Que dificuldades você encontrou para desenvolver um estilo próprio? Alguma autora influenciou você mais do que outras?
Acho que o gongo interno de uma virginianja com ascendente em virgem é algo muito criterioso, a cobrança é pesada. isso é uma grande dificuldade e acredito que continuará sendo, embora consiga negociar conforme vou amadurecendo e me permitindo algumas cafonices. das autorias, são tantas que me influenciaram e influenciam. de livros teóricos, frases soltas do cotidiano, atravessamentos diários que podem passar despercebidos no correr dos dias e noites mas acabam ecoando no coração selvagem.
Do círculo íntimo das amizades até as pessoas que julgamos inalcançáveis, mulheres incríveis, potentes, porretas… clarice lispector, luci collin, matilde campilho, adelaide ivanovna, ryane leão, tatiane nascimento, mia couto, ondjaki, minha bisavó marilita pozzoli (paraíba, de trovas românticas à poesia marxista, que foi fichada pelo deops de PE em 42), sophia de mello breyner andersen, daisy serena, marina beraldi, barbara esmênia, vic sales, ana beatriz domingues, laila oliveira, garcía lorca, cecília floresta, aline frazão…
Você poderia recomendar três livros aos seus leitores, destacando o que mais gosta em cada um deles?

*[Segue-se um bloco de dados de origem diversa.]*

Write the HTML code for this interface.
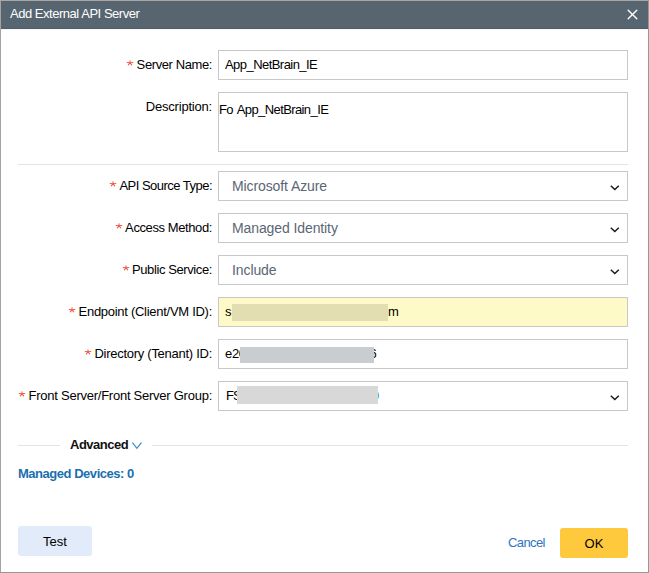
<!DOCTYPE html>
<html><head><meta charset="utf-8">
<style>
html,body{margin:0;padding:0;background:#fff;}
body{width:649px;height:573px;position:relative;overflow:hidden;font-family:"Liberation Sans",sans-serif;font-size:13px;color:#222;}
.abs{position:absolute;}
.frame{position:absolute;left:0;top:0;width:647px;height:571px;border:1px solid #9a9693;border-top-color:#aaa6a3;border-left-color:#a6a29f;}
.title{position:absolute;left:1px;top:1px;width:647px;height:27px;background:#56656f;border-bottom:1px solid #4f5e69;box-shadow:0 1px 0 #f6f5f3;}
.ttext{position:absolute;left:9px;top:-1px;height:28px;line-height:28px;color:#fff;font-size:13px;letter-spacing:-0.47px;white-space:nowrap;}
.lbl{position:absolute;right:437px;white-space:nowrap;letter-spacing:-0.4px;color:#000;height:30px;line-height:30px;}
.lbl .st{overflow:visible;margin-right:3.5px;vertical-align:baseline;position:relative;top:-3px;}
.box{position:absolute;left:218px;width:408px;height:28px;border:1px solid #c8c8c8;background:#fff;}
.itxt{position:absolute;left:7px;top:0;line-height:28px;white-space:nowrap;letter-spacing:-0.4px;color:#000;}
.stxt{position:absolute;left:13px;top:-0.5px;line-height:28px;white-space:nowrap;font-size:14px;color:#5b6673;letter-spacing:-0.1px;}
.chev{position:absolute;left:391px;top:13px;}
.sep{position:absolute;height:1px;background:#e3e3e3;}
.blur{position:absolute;}
</style></head><body>
<div class="frame"></div>
<div class="title"><div class="ttext">Add External API Server</div>
<svg class="abs" style="left:625px;top:7px" width="14" height="14" viewBox="0 0 14 14"><path d="M2.2 2.2L10.8 10.8M10.8 2.2L2.2 10.8" stroke="#fff" stroke-width="1.4" stroke-linecap="round" fill="none"/></svg>
</div>

<div class="lbl" style="top:50px"><svg class="st" width="7" height="6" viewBox="0 0 7 6"><path d="M4 2.8V0.7M4 2.8L1.2 2.6M4 2.8L6.8 2.6M4 2.8L2.3 4.9M4 2.8L5.7 4.9" stroke="#ec5b4b" stroke-width="1.05" stroke-linecap="round" fill="none"/></svg>Server Name:</div>
<div class="box" style="top:50px"><div class="itxt" style="left:6px;letter-spacing:-0.55px">App_NetBrain_IE</div></div>

<div class="lbl" style="top:97px;line-height:20px;letter-spacing:-0.2px">Description:</div>
<div class="box" style="top:92px;height:58px"><div class="itxt" style="left:0px;top:7px;line-height:20px;letter-spacing:-0.6px;word-spacing:1.5px">Fo App_NetBrain_IE</div></div>

<div class="sep" style="left:18px;top:164px;width:610px"></div>

<div class="lbl" style="top:171px;letter-spacing:-0.52px"><svg class="st" width="7" height="6" viewBox="0 0 7 6"><path d="M4 2.8V0.7M4 2.8L1.2 2.6M4 2.8L6.8 2.6M4 2.8L2.3 4.9M4 2.8L5.7 4.9" stroke="#ec5b4b" stroke-width="1.05" stroke-linecap="round" fill="none"/></svg>API Source Type:</div>
<div class="box" style="top:171px"><div class="stxt">Microsoft Azure</div>
<svg class="chev" width="10" height="6" viewBox="0 0 10 6"><path d="M0.8 0.8L4.8 4.6L8.8 0.8" stroke="#1a1a1a" stroke-width="1.45" fill="none"/></svg></div>

<div class="lbl" style="top:213px"><svg class="st" width="7" height="6" viewBox="0 0 7 6"><path d="M4 2.8V0.7M4 2.8L1.2 2.6M4 2.8L6.8 2.6M4 2.8L2.3 4.9M4 2.8L5.7 4.9" stroke="#ec5b4b" stroke-width="1.05" stroke-linecap="round" fill="none"/></svg>Access Method:</div>
<div class="box" style="top:213px"><div class="stxt">Managed Identity</div>
<svg class="chev" width="10" height="6" viewBox="0 0 10 6"><path d="M0.8 0.8L4.8 4.6L8.8 0.8" stroke="#1a1a1a" stroke-width="1.45" fill="none"/></svg></div>

<div class="lbl" style="top:255px"><svg class="st" width="7" height="6" viewBox="0 0 7 6"><path d="M4 2.8V0.7M4 2.8L1.2 2.6M4 2.8L6.8 2.6M4 2.8L2.3 4.9M4 2.8L5.7 4.9" stroke="#ec5b4b" stroke-width="1.05" stroke-linecap="round" fill="none"/></svg>Public Service:</div>
<div class="box" style="top:255px"><div class="stxt">Include</div>
<svg class="chev" width="10" height="6" viewBox="0 0 10 6"><path d="M0.8 0.8L4.8 4.6L8.8 0.8" stroke="#1a1a1a" stroke-width="1.45" fill="none"/></svg></div>

<div class="lbl" style="top:297px;letter-spacing:-0.28px"><svg class="st" width="7" height="6" viewBox="0 0 7 6"><path d="M4 2.8V0.7M4 2.8L1.2 2.6M4 2.8L6.8 2.6M4 2.8L2.3 4.9M4 2.8L5.7 4.9" stroke="#ec5b4b" stroke-width="1.05" stroke-linecap="round" fill="none"/></svg>Endpoint (Client/VM ID):</div>
<div class="box" style="top:297px;background:#fefac7"><div class="itxt" style="left:6px">s</div>
<div class="blur" style="left:13px;top:6px;width:156px;height:17px;background:#e2deb2"></div>
<div class="itxt" style="left:169px">m</div></div>

<div class="lbl" style="top:339px;letter-spacing:-0.27px"><svg class="st" width="7" height="6" viewBox="0 0 7 6"><path d="M4 2.8V0.7M4 2.8L1.2 2.6M4 2.8L6.8 2.6M4 2.8L2.3 4.9M4 2.8L5.7 4.9" stroke="#ec5b4b" stroke-width="1.05" stroke-linecap="round" fill="none"/></svg>Directory (Tenant) ID:</div>
<div class="box" style="top:339px"><div class="itxt" style="left:6px;letter-spacing:-0.3px">e20</div>
<div class="itxt" style="left:150.5px">6</div>
<div class="blur" style="left:21px;top:7px;width:134px;height:16px;background:#cacdd0"></div></div>

<div class="lbl" style="top:381px;letter-spacing:-0.25px"><svg class="st" width="7" height="6" viewBox="0 0 7 6"><path d="M4 2.8V0.7M4 2.8L1.2 2.6M4 2.8L6.8 2.6M4 2.8L2.3 4.9M4 2.8L5.7 4.9" stroke="#ec5b4b" stroke-width="1.05" stroke-linecap="round" fill="none"/></svg>Front Server/Front Server Group:</div>
<div class="box" style="top:381px"><div class="itxt" style="letter-spacing:-0.9px">FS</div>
<div class="itxt" style="left:153px;color:#2f8fe0">0</div>
<div class="blur" style="left:18px;top:4px;width:141px;height:18px;background:#d8d8d8"></div>
<svg class="chev" width="10" height="6" viewBox="0 0 10 6"><path d="M0.8 0.8L4.8 4.6L8.8 0.8" stroke="#1a1a1a" stroke-width="1.45" fill="none"/></svg></div>

<div class="sep" style="left:18px;top:445px;width:42px"></div>
<div class="abs" style="left:70px;top:436px;line-height:18px;font-weight:bold;letter-spacing:-0.5px;color:#111">Advanced</div>
<svg class="abs" style="left:131px;top:442px" width="12" height="8" viewBox="0 0 12 8"><path d="M1.4 0.6L5.9 6.3L10.4 0.6" stroke="#4a8dc6" stroke-width="1.3" fill="none"/></svg>
<div class="sep" style="left:152px;top:445px;width:476px"></div>

<div class="abs" style="left:18px;top:465px;line-height:18px;font-weight:bold;letter-spacing:-0.47px;color:#1a6fae">Managed Devices: 0</div>

<div class="abs" style="left:18px;top:526px;width:74px;height:30px;border-radius:3px;background:#e2ebf9;text-align:center;line-height:32px;color:#000">Test</div>
<div class="abs" style="left:508px;top:534px;line-height:18px;color:#2e74c2;letter-spacing:-0.6px">Cancel</div>
<div class="abs" style="left:560px;top:528px;width:68px;height:30px;border-radius:3px;background:#fec93d;text-align:center;line-height:32px;color:#000">OK</div>
</body></html>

Luci collin com “precioso impreciso”, foi cirúrgico e implacável no término de um casamento… foi com esse livro que reaprendi a respirar.
“Porque a criança cozinha na polenta”, da aglaja veteranyi, que mistura o encantador mundo circense com a crueldade (o circo, esse lugar que é um lar e um dos meus fascínios mais misteriosos).
Mitologia dos orixás, do reginaldo prandi, que é quase como um livro de cabeceira.